Missverständnis 2: Emotionen bringen Führungskräfte in Bedrängnis
„Ein Indianer kennt keinen Schmerz.“ So haben es vor allem die Jungen und viele Mädchen gelernt.
Je älter die Kinder geworden sind, je höher sie auf der Karriereleiter empor gestiegen sind, umso geschickter sind sie geworden, ihre Gefühle unter Kontrolle zu halten und sich nicht in die Karten gucken zu lassen.

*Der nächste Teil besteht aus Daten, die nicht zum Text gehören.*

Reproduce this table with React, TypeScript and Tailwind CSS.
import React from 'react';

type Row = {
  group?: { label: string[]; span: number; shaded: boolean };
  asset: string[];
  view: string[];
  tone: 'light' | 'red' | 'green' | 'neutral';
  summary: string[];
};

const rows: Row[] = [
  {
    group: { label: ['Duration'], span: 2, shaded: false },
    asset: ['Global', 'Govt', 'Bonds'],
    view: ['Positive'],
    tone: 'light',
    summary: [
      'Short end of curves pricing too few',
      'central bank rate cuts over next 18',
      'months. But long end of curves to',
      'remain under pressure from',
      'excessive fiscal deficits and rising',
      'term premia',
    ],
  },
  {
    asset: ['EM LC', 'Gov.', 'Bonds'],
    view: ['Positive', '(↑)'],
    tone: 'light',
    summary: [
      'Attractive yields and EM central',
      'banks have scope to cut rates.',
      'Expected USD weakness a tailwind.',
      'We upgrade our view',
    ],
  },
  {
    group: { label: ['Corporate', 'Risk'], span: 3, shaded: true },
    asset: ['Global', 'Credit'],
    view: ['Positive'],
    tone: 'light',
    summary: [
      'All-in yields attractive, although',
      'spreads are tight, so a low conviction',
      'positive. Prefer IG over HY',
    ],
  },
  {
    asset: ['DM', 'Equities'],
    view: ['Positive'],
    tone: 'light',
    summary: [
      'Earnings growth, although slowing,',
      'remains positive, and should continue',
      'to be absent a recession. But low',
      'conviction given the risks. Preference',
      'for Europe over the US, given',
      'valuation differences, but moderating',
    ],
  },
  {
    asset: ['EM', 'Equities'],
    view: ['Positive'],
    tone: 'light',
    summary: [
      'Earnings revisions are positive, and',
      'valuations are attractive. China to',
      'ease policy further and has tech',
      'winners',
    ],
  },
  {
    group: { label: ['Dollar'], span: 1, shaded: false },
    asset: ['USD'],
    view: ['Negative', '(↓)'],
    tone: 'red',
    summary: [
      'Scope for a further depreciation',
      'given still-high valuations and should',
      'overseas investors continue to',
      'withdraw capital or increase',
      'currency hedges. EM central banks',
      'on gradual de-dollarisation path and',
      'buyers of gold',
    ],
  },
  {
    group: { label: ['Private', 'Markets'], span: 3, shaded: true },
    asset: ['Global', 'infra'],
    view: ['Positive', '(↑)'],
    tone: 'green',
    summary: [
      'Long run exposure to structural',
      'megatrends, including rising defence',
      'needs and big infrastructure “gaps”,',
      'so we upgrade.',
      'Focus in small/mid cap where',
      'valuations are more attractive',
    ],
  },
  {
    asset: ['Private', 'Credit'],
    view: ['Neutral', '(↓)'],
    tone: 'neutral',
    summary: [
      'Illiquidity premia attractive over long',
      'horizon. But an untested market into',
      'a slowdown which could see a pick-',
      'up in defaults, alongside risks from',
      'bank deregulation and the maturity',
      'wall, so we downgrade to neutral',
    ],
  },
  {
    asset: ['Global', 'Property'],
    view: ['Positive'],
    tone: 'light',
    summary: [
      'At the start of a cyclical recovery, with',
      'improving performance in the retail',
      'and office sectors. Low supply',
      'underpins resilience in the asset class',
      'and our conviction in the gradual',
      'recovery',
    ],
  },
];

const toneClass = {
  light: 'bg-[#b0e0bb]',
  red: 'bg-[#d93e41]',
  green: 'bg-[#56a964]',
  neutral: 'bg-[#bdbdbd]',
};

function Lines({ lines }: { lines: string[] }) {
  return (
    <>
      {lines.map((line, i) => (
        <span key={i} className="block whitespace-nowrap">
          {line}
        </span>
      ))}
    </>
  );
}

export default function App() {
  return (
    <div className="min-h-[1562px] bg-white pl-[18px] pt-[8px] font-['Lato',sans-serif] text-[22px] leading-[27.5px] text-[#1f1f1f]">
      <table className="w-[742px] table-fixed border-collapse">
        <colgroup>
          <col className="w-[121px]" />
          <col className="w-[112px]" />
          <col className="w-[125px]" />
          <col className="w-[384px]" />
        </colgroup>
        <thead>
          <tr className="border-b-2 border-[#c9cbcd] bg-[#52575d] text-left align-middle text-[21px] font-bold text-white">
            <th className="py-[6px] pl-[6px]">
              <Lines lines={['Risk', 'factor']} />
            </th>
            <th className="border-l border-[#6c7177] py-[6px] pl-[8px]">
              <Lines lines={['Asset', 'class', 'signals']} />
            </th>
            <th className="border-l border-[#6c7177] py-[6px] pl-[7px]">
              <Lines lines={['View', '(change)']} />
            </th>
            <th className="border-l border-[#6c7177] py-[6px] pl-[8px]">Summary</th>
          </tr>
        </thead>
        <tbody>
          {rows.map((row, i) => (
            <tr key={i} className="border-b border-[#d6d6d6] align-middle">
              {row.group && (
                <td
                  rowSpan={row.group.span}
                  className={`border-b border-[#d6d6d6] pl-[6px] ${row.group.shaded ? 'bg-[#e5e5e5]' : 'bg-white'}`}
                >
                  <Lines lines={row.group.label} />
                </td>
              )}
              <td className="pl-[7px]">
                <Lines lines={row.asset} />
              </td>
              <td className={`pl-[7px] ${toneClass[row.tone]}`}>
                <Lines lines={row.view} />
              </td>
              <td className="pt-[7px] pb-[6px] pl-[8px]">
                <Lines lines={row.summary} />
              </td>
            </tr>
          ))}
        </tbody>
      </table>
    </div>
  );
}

Sie sind weit damit gekommen, doch jetzt zeigt sich ein Problem: Ihre Mitarbeiter denken nicht im Traum daran, sich für sie ein Bein auszureißen. Dabei sind sie doch immer gleichmäßig freundlich – denken sie.
Die Fähigkeit, die Emotionen unter vollständiger Kontrolle zu halten, macht sich irgendwann selbständig. Aus der erlernten Fähigkeit wird eine Unfähigkeit: Die Unfähigkeit, Emotionen überhaupt wahrzunehmen.
So kommt es, dass Führungskräfte und Projektmanager morgens ins Büro kommen und ein gut gelauntes „guten Morgen“ in die Runde werfen - während sie im Kopf schon bei den vielen unangenehmen Gesprächen sind, die sie im Laufe des Tages erwarten.
Irgendwo tief innen habe sich ungute Gefühle breit gemacht - für die Führungskräfte unbemerkt: Ihre Mundwinkel zeigen nach oben, die Augen sprechen von Sorge und das Lächeln verrutscht. Die Mitarbeiter wissen: Der Gruß war nicht echt. Wirkliche Freundlichkeit sieht anders aus und fühlt sich anders an. So viel Kontrolle wirkt unnahbar. Für eine solche Eismaschine setzt sich keiner ein.
Authentizität beginnt damit, sich der Emotionen bewusst zu werden
Deshalb sind Emotionen nicht etwa eine Gefahr, sondern das, was den Menschen lebendig macht und ihn mit den anderen verbindet. Viele Führungskräfte müssen wieder lernen, ihre Emotionen wahrzunehmen, damit sie Zugang zu ihren Mitarbeitern finden. Damit sie als Menschen ankommen.
Emotionen wahrzunehmen, heißt nicht, sie schrankenlos auszuleben. Sich seiner Emotionen bewusst zu sein, schafft Entscheidungsfreiheit: Die Freiheit, darüber zu entscheiden, wie die Führungskraft mit ihren Emotionen umgehen will - sich zurück ziehen, sich einen Gesprächspartner zu suchen, sich intensiver auf die unangenehmen Gespräche vorzubereiten oder zum Sport zu gehen, um den Ärger abzubauen.
Authentizität bedeutet, sich der eigenen Emotionen bewusst zu sein und bewusst zu handeln.
Authentizität bedeutet nicht, jeder Laune nachzugeben.
Übrigens: Emotionen zuzulassen, heißt nicht nur, sich den unangenehmen Gefühlen zu stellen. Allzu viel Kontrolle versperrt ebenso den Weg zu den angenehmen Gefühlen. Emotionen machen in jeder Richtung lebendiger.